“By becoming completely silent, we can pay full attention to other people, understand the true meanings of their speech, and connect with them and our inner beings and nature at the deepest level.” – Kuldip K. Rai in Inspire, Perspire, and Go Higher, Volume 1:111 Ways, Disciplines, Exercises, Short Bios, and Jokes with Lessons to Inspire and Motivate You
“Hello darkness, my old friend / I’ve come to talk with you again / Because a vision softly creeping / Left its seeds while I was sleeping / And the vision that was planted in my brain / Still remains / Within the sound of silence.”
I am not sure if you are singing while reading those lines. It came from the song, “Sound of Silence,” written by Paul Simon and released on October 19, 1964.
When I was writing this piece, I was hearing the words of the song, “When You Say Nothing at All,” a country song written by Paul Overstreet and Don Schlitz.

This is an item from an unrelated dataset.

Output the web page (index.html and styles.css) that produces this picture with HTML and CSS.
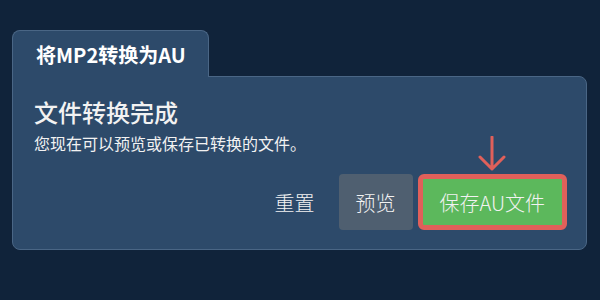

I know there were three different interpretations before Irish pop singer Ronan Keating sang it in 1999. It became a number-one hit in the United Kingdom, Ireland, and New Zealand.
The first four lines go this way: “It’s amazing how you can speak right to my heart / Without saying a word, you can light up the dark / Try as I may, I can never explain / What I hear when you don’t say a thing.”
Silence speaks volumes and from silence comes volumes. “Words by themselves are filler not substance,” someone said. “To find the right word requires silence not further verbiage. From the right thought comes the words. Once the right word is found, the rest comes garbage.
“Silence, if done right, is the height of communication,” he continued. “The deepest feeling can only be communicated in silence. Silence is not the absence of words or sound, it is the presence of the Almighty within us and hence is the medium of deep thought, from which springs forth in speech and in writing, the true eloquence of the single word, properly used the slight intonation, the right pitch and the subtle touch of inflection can convey both authority and credibility.”
The sign “Silence!” in a hospital shields the quiet mysterious knitting up of bodies and nerves. “Silence!” in a radio station safeguards a delicately tuned traffic with infinite space. In a library, “Silence!” whispers of the deep communion of mind with mind, the calm flowering of thoughts.
Thus, does silence speak of healing, of messages from space, and of the distilling of wisdom.
One day, a farmer was assisting in the seasonal chore of stocking an icehouse when he lost his watch. Loudly bewailing his misfortune, he set about with his lamp and rake hunting for it in the sawdust on the icehouse floor. His companions joined him in the search, but their clamorous seeking failed to find the missing watch.
When the men went out for lunch, a small boy slipped quietly into the icehouse – and found the watch. Asked by the astonished owner how he had done it, the youngster replied, “Well, sir, I just laid down on the sawdust and kept very still and soon I heard the watch ticking.”
Udayakumar D.S. is right. In Fearless and Free: How One Man Changed my Life, he wrote: “Silence enables us to listen to ourselves. To think beyond limitations. It calms the nerves. Gives a sense of freedom.”
Mehmet Murat Ildan agrees. “You need a peaceful silence to achieve something important because right thoughts and right plans require attention and noise is the enemy of attention, crowds are the enemy of attention,” he said.
On another occasion, Ildan also said, “If you have forgotten the eternal peace of silence, go to a place where silence is in infinite stillness and feel that eternal peace again in your whole soul!”
Keeping yourself silent does you more good than harm, health wise. Starr Daily, a man who knows much about the art of spiritual healing, once said: “To my knowledge, no man or woman of my acquaintance who knows how to practice silence and does it, has ever been sick.”
“Surely, the practice of silence is more soothing and healing than most medicines,” said Charles L. Allen and cited the statement of the great scientist Pascal who said, “After observing humankind over a long period of years, I came to the conclusion that one of man’s great troubles is his inability to be still.”
Itayi Garande also subscribes to the idea. “Silence can have tremendous healing power, but this should not be confused with loneliness,” she wrote in Shattered Heart: Overcoming Death, Loss, Breakup, and Separation.
Christina Feldman considered silence as a refuge. “There are times in our life when our world falls apart, when we are overwhelmed by the intensity of events, when we feel alienated, and when our life seems to make no sense,” she said.
“In those moments when we feel most adrift and confused, silence offers a sanctuary of renewal. In moments of confusion and complexity we are tempted to do more, to act, to find explanations, to speak. If we listen to our heart, we come to know the wisdom of being still. We calm the turmoil of our mind, feeling our feet on the earth, and connecting once more with a depth of inner silence that can guide us, heal us, and restore us.”
Finally, remember this: “In silence, our senses come alive. We see the beauty and taste the sweetness of the air we breathe,” wrote Margo Vader in Take a Little Soul Time.